In September 1991 right-wing extremists attacked housing facilities for asylum seekers in the Saxon city of Hoyerswerda. The attacks were the prelude to a wave of xenophobic violence that spread through Germany in the early 1990s, rearing its ugly head in both East and West alike. Violence against migrants claimed seventeen lives in 1992, including those of two Turkish women and a Turkish girl killed in an arson attack in Mölln, a small town in Schleswig-Holstein. An account of the attack follows. After Mölln, the violence continued: in May 1993, skinheads in the city of Solingen in North Rhine-Westphalia set fire to the home of a Turkish family, killing five of its members, among them three children.

Arson Attack on Turkish Families in Mölln (November 24, 1992)

  • Klaus Brill


“My Children are Burning!”

For three people, there was no escape after the arson attack in Mölln

Someone left flowers, dark red carnations and white daisies. Loosely bundled, they are leaning against what used to be a window display. Until two years ago a Turkish grocery store was located here, after that, just residential housing. Now the glass from the display window is shattered, and a shovel, broom, and debris lie in front of the building. Two large black leather bags, probably from the criminal police, sit next to the soot-blackened entrance. Two firefighters in a gondola attached to the end of an extended aerial ladder hover above the building’s roof truss, which has been stripped of its tiles and blackened by the smoke.
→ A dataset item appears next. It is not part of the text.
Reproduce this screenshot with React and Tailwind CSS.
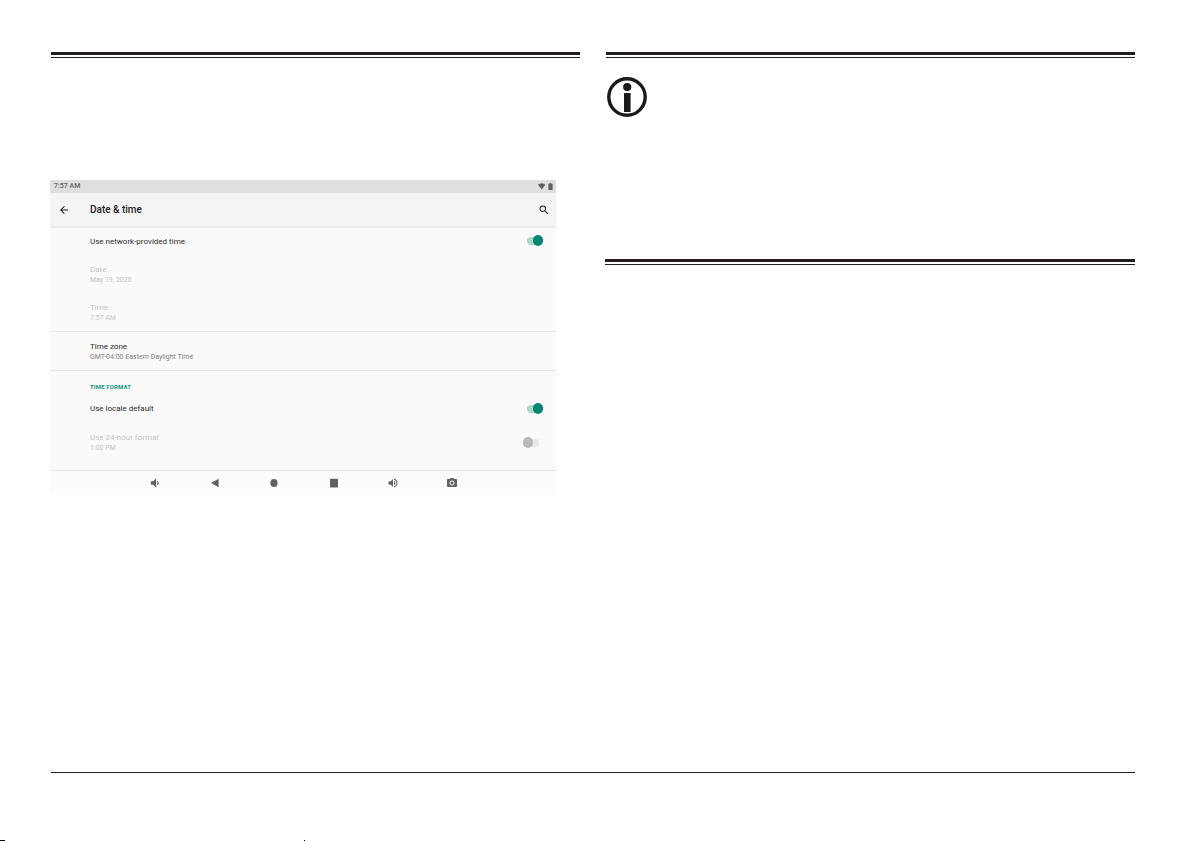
import clsx from 'clsx'
import { MdArrowBack, MdCameraAlt, MdSearch, MdVolumeDown, MdVolumeUp } from 'react-icons/md'

function DoubleRule({ className }) {
  return <div className={clsx('h-1.5 border-t-3 border-b border-[#231f20]', className)} />
}

function Switch({ id, ...props }) {
  return (
    <input
      id={id}
      type="checkbox"
      role="switch"
      className="relative mr-[17px] h-2 w-3 shrink-0 appearance-none rounded-full bg-[#e8e8e8] before:absolute before:-top-0.5 before:-left-1 before:h-[11px] before:w-2.5 before:rounded-full before:bg-[#b9b9b9] checked:bg-[#b0d8d3] checked:before:left-1.5 checked:before:bg-[#058675]"
      {...props}
    />
  )
}

function Setting({ title, summary, disabled, htmlFor, className, children }) {
  const Title = htmlFor ? 'label' : 'div'

  return (
    <div className={clsx('flex items-center justify-between pl-10', className)}>
      <div>
        <Title
          htmlFor={htmlFor}
          className={clsx(
            'block text-[8px] leading-[11px]',
            disabled ? 'text-[#c4c4c4]' : 'text-[#2b2b2b]'
          )}
        >
          {title}
        </Title>
        {summary && (
          <div
            className={clsx(
              'text-[7px] leading-[11px]',
              disabled ? 'text-[#c4c4c4]' : 'text-[#808080]'
            )}
          >
            {summary}
          </div>
        )}
      </div>
      {children}
    </div>
  )
}

const navItems = [
  { label: 'Volume down', icon: <MdVolumeDown className="size-3.5" /> },
  {
    label: 'Back',
    icon: (
      <svg viewBox="0 0 12 12" className="size-3" fill="currentColor">
        <path d="M9.6 1.8v8.4L2 6z" />
      </svg>
    ),
  },
  {
    label: 'Home',
    icon: (
      <svg viewBox="0 0 12 12" className="size-3" fill="currentColor">
        <ellipse cx="6" cy="6" rx="3.6" ry="4" />
      </svg>
    ),
  },
  {
    label: 'Recent apps',
    icon: (
      <svg viewBox="0 0 12 12" className="size-3" fill="currentColor">
        <rect x="2" y="1.8" width="8" height="8.6" rx="0.4" />
      </svg>
    ),
  },
  { label: 'Volume up', icon: <MdVolumeUp className="size-3" /> },
  { label: 'Screenshot', icon: <MdCameraAlt className="size-3" /> },
]

function DateTimeScreen() {
  return (
    <section className="mt-[122px] mr-6 -ml-px bg-[#fafafa] font-[Roboto,sans-serif]">
      {/* Status bar */}
      <div className="flex h-[13px] items-center justify-between bg-[#dfdfdf] pr-[3px] pl-1 text-[#616161]">
        <span className="text-[7px] leading-[11px] font-medium">7:57 AM</span>
        <svg viewBox="0 0 15 7" className="h-[7px] w-[15px]" fill="currentColor">
          <path d="M0 1.8Q3.7-1.2 7.4 1.8L3.7 6.6z" />
          <path d="M10.4.8h1.2V0h1.8v.8h1.2V7h-4.2z" />
        </svg>
      </div>

      {/* Toolbar */}
      <header className="flex h-[34px] items-center border-b border-[#ebebeb] bg-[#f4f4f4] pr-1.5 pl-2 text-[#212121] shadow-[0_1px_1px_#ececec]">
        <button aria-label="Back" className="w-8">
          <MdArrowBack className="size-3" />
        </button>
        <h1 className="text-[10px] leading-4 font-medium">Date &amp; time</h1>
        <button aria-label="Search" className="ml-auto">
          <MdSearch className="size-3" />
        </button>
      </header>

      <Setting title="Use network-provided time" htmlFor="network-time" className="h-7">
        <Switch id="network-time" defaultChecked />
      </Setting>
      <Setting title="Date" summary="May 19, 2020" disabled className="h-10" />
      <Setting title="Time" summary="7:57 AM" disabled className="h-9" />
      <Setting
        title="Time zone"
        summary="GMT-04:00 Eastern Daylight Time"
        className="h-10 border-y border-[#e6e6e6] pt-0.5"
      />
      <h2 className="pt-2.5 pl-10 text-[6px] leading-[11px] font-bold tracking-wide text-[#1a9384]">
        TIME FORMAT
      </h2>
      <Setting title="Use locale default" htmlFor="locale-default" className="h-[33px]">
        <Switch id="locale-default" defaultChecked />
      </Setting>
      <Setting
        title="Use 24-hour format"
        summary="1:00 PM"
        disabled
        htmlFor="hour-format"
        className="h-9"
      >
        <Switch id="hour-format" disabled />
      </Setting>

      {/* Navigation bar */}
      <nav className="mt-[9px] flex h-[25px] items-center justify-between border-t border-[#e6e6e6] bg-[#fcfcfc] px-[98px] text-[#616161]">
        {navItems.map((item) => (
          <button key={item.label} aria-label={item.label}>
            {item.icon}
          </button>
        ))}
      </nav>
    </section>
  )
}

function InfoIcon() {
  return (
    <svg viewBox="0 0 40 40" className="mt-[19px] ml-px size-10" role="img" aria-label="Information">
      <circle cx="20" cy="20" r="18.2" fill="none" stroke="#1a1a1a" strokeWidth="3.4" />
      <circle cx="20.2" cy="10" r="4.1" fill="#1a1a1a" />
      <path d="M17 16h6.6v19H17z" fill="#1a1a1a" />
    </svg>
  )
}

export default function App() {
  return (
    <div className="flex min-h-screen flex-col bg-white">
      <main className="grid grow grid-cols-2 gap-[26px] pt-[52px] pr-[57px] pl-[51px]">
        <div>
          <DoubleRule />
          <DateTimeScreen />
        </div>
        <div>
          <DoubleRule />
          <InfoIcon />
          <DoubleRule className="mt-[142px] -ml-px" />
        </div>
      </main>

      <footer>
        <div className="mr-[57px] ml-[51px] border-t border-[#231f20]" />
        {/* Trim marks */}
        <div className="flex gap-[299px] pt-[67px]">
          <div className="h-px w-[5px] bg-black" />
          <div className="h-px w-px bg-black" />
        </div>
      </footer>
    </div>
  )
}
This is house number nine on Mühlenstrasse in Mölln, a pastel-colored brick building. It is located right in the center of this tiny city, which, with its red brick buildings and cobbled streets, would make a thoroughly suitable decal of a German provincial idyll, and which chose a fitting patron for itself in the figure of Till Eulenspiegel.[1] It is only a couple hundred steps from Mühlenstrasse to Hauptstrasse, the main street, which is already decorated for Christmas, and to the market square.

An extended Turkish family by the name of Arslan, which included about 25 members at last count, lived at Mühlenstrasse no. 9 for more than twenty years – until Sunday night. “They were always very nice and courteous,” said Erika Fröhlich, a seventy-year-old neighbor. “We never had any trouble with them – on the contrary.” The Turkish neighbors helped the disabled elderly lady by shoveling snow, for example. That’s why Erika Fröhlich and other neighbors can’t fathom the crime committed against the residents of Mühlenstrasse no. 9. “This hate has got to stop,” she said.

On Sunday night, alleged right-wing extremists committed an unprecedented arson attack in the middle of Mölln, first on the building at Ratzeburger Strasse no. 13, where eight Turkish and Kurdish families – a total of 43 people – live, and then, half an hour later, at Mühlenstrasse no. 9. [That night] sobbing and frightened women and men stood at the windows of the two flaming buildings; others converged on the street.

Outside on Mühlenstrasse, young men carried blankets over [to the house], stretched them out and encouraged the people trapped on the upper floors to jump. Many did and were able to save themselves that way, albeit some with injuries. Others were rescued in different ways. Children were tossed into the blankets as well, and thus managed to avoid peril. “A woman standing on the top floor was screaming ‘My children are burning,’” reported nineteen-year-old Mustafa, a young man from the neighborhood, who had run over to Mühlenstrasse no. 9 in his pajamas. For three people – two women, fifty-one and twenty years old, and a ten-year-old girl – all help came too late. The fifty-one-year-old was the matriarch of the Arslan family; she had lived in Mölln for two decades. The child, her granddaughter Gillis, was born on Mühlenstrasse, and the twenty-year-old was visiting from Turkey.

Mölln’s population of approximately 17,000 presently includes 150 Turkish families, about 700 people. Young Turkish men regularly get together at a tea house in the Old Town, just as they did this Monday. They sat there at tables, their expressions grim; a whole group of them had experienced the horrific incident as rescuers. The mayor had been there that morning and had spoken with those present about how to help the now homeless residents of the burned-out buildings.

Around noon, a young man came running and announced that a demonstration had formed on the main street. Students at the vocational school had spontaneously decided to end their instruction early and register their protest. Not everyone participated, but more than 200 turned out and marched silently through the city in the drizzling rain. “Will German history repeat itself?” read one hastily made cardboard poster. The protest march grew to about five hundred; passersby joined the marchers, including some of the numerous out-of-town journalists, as well as Ute Erdsiek-Rave (SPD), president of the Schleswig-Holstein state parliament, who had rushed there from Kiel. She, too, was visibly shocked by the crime, the perpetrators of which are still unknown. Only one neighbor of the family on Ratzeburger Strasse was able to report that he had heard the screeching tires of car taking off shortly before the fire broke out.


[1] Till Eulenspiegel is a famous character from German folklore – eds.